Southside Hall: what is that?


Hunter Morrison, Staff Writer

If you’re walking around UWF, you’ve probably noticed several vacant buildings clustered around campus. These square-shaped buildings sit near the John C. Pace Library, the University Commons and J.B. Hopkins Hall, drawing curious attention to all who walk past. But what exactly are they?

Believe it or not, these were once residence halls for students. Formally known as the Southside Halls, these residence halls were part of the original 25 buildings constructed when UWF opened in 1967. There are 15 of these residence halls in total. 

“Built back in the late 1960s, the Southside Halls were nicknamed the ‘pizza hut dorms’ because like Pizza Huts back in the day they went up quickly and all pretty much looked the same,” said Receiving Manager and Supervisor for UWF’s Housing Maintenance Department William Taft. “They were well known for being the first University Resident Facility in Florida to offer residents their own private showers and bathrooms. It made them quite popular and well-loved in the community.”

Each building in the Southside residences, with the exception of Buildings 28 and 33, could house a maximum of 32 residents. Each building was divided into four sections, housing eight students in each section. Each individual room in the residence halls could serve two students. 

All of the 15 Southside residences have a square footage of a little more than 3000 feet. Although it may not look like it at first glance, each hall is two stories tall. Each residence hall also has a courtyard, which was ideal for social gatherings or Greek Life activities.

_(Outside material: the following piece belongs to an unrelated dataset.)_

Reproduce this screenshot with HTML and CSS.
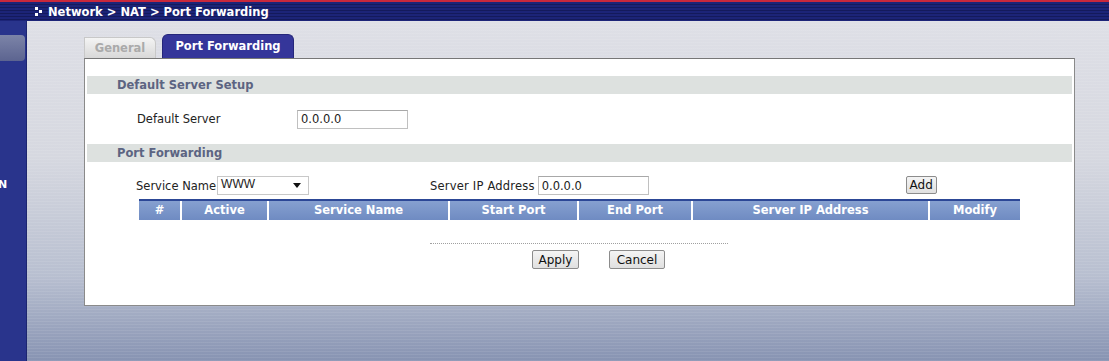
FILE: index.html
```html
<!DOCTYPE html>
<html lang="en">
<head>
    <meta charset="UTF-8">
    <title>Port Forwarding</title>
    <link rel="stylesheet" href="styles.css">
</head>
<body>
    <!-- 顶部标题栏 -->
    <div class="topbar">
        <span class="crumb-icon"><i></i><i></i><i></i></span>
        <span class="crumb">Network &gt; NAT &gt; Port Forwarding</span>
    </div>

    <div class="layout">
        <!-- 左侧菜单 -->
        <div class="sidebar">
            <div class="side-btn"></div>
            <div class="side-letter">N</div>
        </div>

        <!-- 主区域 -->
        <div class="main">
            <div class="tabs">
                <div class="tab">General</div>
                <div class="tab active">Port Forwarding</div>
            </div>

            <div class="panel">
                <h3 class="section">Default Server Setup</h3>
                <div class="field-row">
                    <label class="label-default">Default Server</label>
                    <input class="text-input" type="text" value="0.0.0.0">
                </div>

                <h3 class="section">Port Forwarding</h3>
                <div class="form-row">
                    <label>Service Name</label>
                    <div class="select">WWW<span class="arrow"></span></div>
                    <label class="label-ip">Server IP Address</label>
                    <input class="text-input" type="text" value="0.0.0.0">
                    <button class="btn btn-add">Add</button>
                </div>

                <div class="table-head">
                    <div class="col c1">#</div>
                    <div class="col c2">Active</div>
                    <div class="col c3">Service Name</div>
                    <div class="col c4">Start Port</div>
                    <div class="col c5">End Port</div>
                    <div class="col c6">Server IP Address</div>
                    <div class="col c7">Modify</div>
                </div>

                <div class="divider"></div>
                <div class="actions">
                    <button class="btn btn-apply">Apply</button>
                    <button class="btn btn-cancel">Cancel</button>
                </div>
            </div>
        </div>
    </div>
</body>
</html>
```

FILE: styles.css
```css
* {
    margin: 0;
    padding: 0;
    box-sizing: border-box;
}

body {
    width: 1109px;
    height: 361px;
    overflow: hidden;
    font-family: "DejaVu Sans", Verdana, sans-serif;
    font-size: 11.5px;
    color: #222;
    background-color: #8a96b4;
}

/* 顶部标题栏，带横条纹 */
.topbar {
    height: 21px;
    border-top: 2px solid #c8283c;
    background: repeating-linear-gradient(to bottom, #1c2478 0, #1c2478 2px, #141a5c 2px, #141a5c 3px);
    display: flex;
    align-items: center;
    padding-left: 35px;
    color: #fff;
    font-weight: bold;
    font-size: 11.5px;
}

.crumb-icon {
    width: 8px;
    height: 9px;
    position: relative;
    margin-right: 5px;
}

.crumb-icon i {
    position: absolute;
    width: 3px;
    height: 3px;
    background: #fff;
}

.crumb-icon i:nth-child(1) { left: 0; top: 0; }
.crumb-icon i:nth-child(2) { left: 4px; top: 3px; }
.crumb-icon i:nth-child(3) { left: 0; top: 6px; }

.layout {
    display: flex;
    height: 340px;
}

.sidebar {
    width: 27px;
    background-color: #29348c;
    border-right: 1px solid #1c2570;
    padding-top: 14px;
}

.side-btn {
    width: 25px;
    height: 26px;
    background: linear-gradient(to bottom, #7c84a8, #5c6490);
    border-radius: 0 4px 4px 0;
}

.side-letter {
    margin-top: 117px;
    color: #fff;
    font-weight: bold;
    font-size: 11px;
    margin-left: -2px;
}

/* 主区域渐变 + 条纹 */
.main {
    flex: 1;
    padding: 13px 34px 0 57px;
    background:
        repeating-linear-gradient(to bottom, rgba(255,255,255,0.08) 0, rgba(255,255,255,0.08) 1px, rgba(0,0,0,0) 1px, rgba(0,0,0,0) 3px),
        linear-gradient(to bottom, #dedfe6 0, #d6d8e0 40%, #b8bfd0 75%, #8793b2 100%);
}

.tabs {
    display: flex;
    align-items: flex-end;
    height: 24px;
}

.tab {
    height: 21px;
    width: 72px;
    margin-right: 6px;
    border-radius: 0 6px 0 0;
    background: linear-gradient(to bottom, #f4f4f4, #d8d8d8);
    border: 1px solid #c8c8c8;
    border-bottom: none;
    color: #aaaaaa;
    font-weight: bold;
    text-align: center;
    line-height: 20px;
}

.tab.active {
    height: 24px;
    width: 132px;
    background: #35369a;
    border: 1px solid #25267a;
    border-bottom: none;
    border-radius: 6px 6px 0 0;
    color: #fff;
    line-height: 22px;
}

.panel {
    height: 248px;
    background: #fff;
    border: 1px solid #8a8a8a;
    border-top-color: #777;
    padding: 17px 2px 0 2px;
}

.section {
    height: 18px;
    line-height: 18px;
    background-color: #dde1df;
    color: #5c6482;
    font-size: 11.5px;
    font-weight: bold;
    padding-left: 30px;
}

.field-row {
    display: flex;
    align-items: center;
    height: 50px;
    padding-left: 50px;
}

.label-default {
    width: 160px;
}

.text-input {
    width: 111px;
    height: 19px;
    border: 1px solid #c0c0c0;
    border-top-color: #a8a8a8;
    padding-left: 3px;
    font-family: "DejaVu Sans", Verdana, sans-serif;
    font-size: 11.5px;
    color: #222;
}

.form-row {
    display: flex;
    align-items: center;
    margin-top: 14px;
    height: 19px;
    padding-left: 49px;
}

.select {
    width: 92px;
    height: 19px;
    border: 1px solid #c8c8c8;
    margin-left: 1px;
    padding-left: 3px;
    line-height: 14px;
    position: relative;
    font-family: "Liberation Sans", Arial, sans-serif;
    font-size: 12px;
}

.arrow {
    position: absolute;
    right: 7px;
    top: 6px;
    border-left: 4px solid transparent;
    border-right: 4px solid transparent;
    border-top: 5px solid #111;
}

.label-ip {
    margin-left: 121px;
    margin-right: 3px;
    letter-spacing: 0.2px;
}

.btn {
    height: 18px;
    padding: 0 5px;
    background: linear-gradient(to bottom, #f4f4f4, #e0e0e0);
    border: 1px solid #8c8c8c;
    border-radius: 2px;
    font-family: "DejaVu Sans", Verdana, sans-serif;
    font-size: 12px;
    color: #111;
}

.btn-add {
    margin-left: 257px;
    margin-top: -2px;
    width: 31px;
    padding: 0;
}

.table-head {
    display: flex;
    margin: 4px 0 0 52px;
    width: 881px;
    height: 21px;
    border-top: 2px solid #2c4796;
    background: linear-gradient(to bottom, #86a0d0, #6f8bc2);
}

.col {
    color: #fff;
    font-weight: bold;
    text-align: center;
    line-height: 18px;
    border-right: 2px solid #fff;
}

.c1 { width: 43px; }
.c2 { width: 87px; }
.c3 { width: 181px; }
.c4 { width: 129px; }
.c5 { width: 114px; }
.c6 { width: 237px; }
.c7 { width: 90px; border-right: none; }

.divider {
    width: 298px;
    margin: 23px 0 0 343px;
    border-top: 1px dotted #a0a0a0;
}

.actions {
    display: flex;
    gap: 30px;
    margin-top: 6px;
    padding-left: 445px;
}

.btn-apply { width: 47px; height: 19px; padding: 0; }
.btn-cancel { width: 56px; height: 19px; padding: 0; }
```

“After some time, the Southsides found themselves as more or less the Greek Life residential halls,” said Taft. “Mostly those in building numbers 26 through 35, with 35 having been the most recent sorority that found a home in a Southside. Each sorority and fraternity for the most part had their own Southside that they were allowed to decorate inside and allow residents in their houses to stay in.”

Since being constructed, the Southsides have seen renovations. Southside Building 28 has had one of its sides renovated into two office spaces for the Hall Directors and an office for the Student Desk Assistants and Resident Associates. Additionally, the top floor of the renovated side of Building 28 has been turned into a two-section apartment for the Southside Hall Director. 

Unlike most modern residence halls, the majority of the Southside residences did not have a kitchen. Building 33 of the Southside Halls was an exception to this, as a kitchen was installed in one of its wings. 

The Southside Halls served UWF students for nearly 50 years until its closure in 2017. Over the years, the Southsides have housed thousands of university students. 

“After nearly 50 years of running as residential halls, Housing and Residential Life had to make a difficult decision to shut down the Southsides,” said Taft. “The cost of running and up-keeping the halls became too great, and for the safety and health of UWF’s residents and staff, we shut them down and began the process of emptying them.”

Currently, there are no distinct plans for what the future holds for the Southside Halls. As long as they stand on UWF’s campus, they will be a point of curiosity and marvel for all present and future students and staff.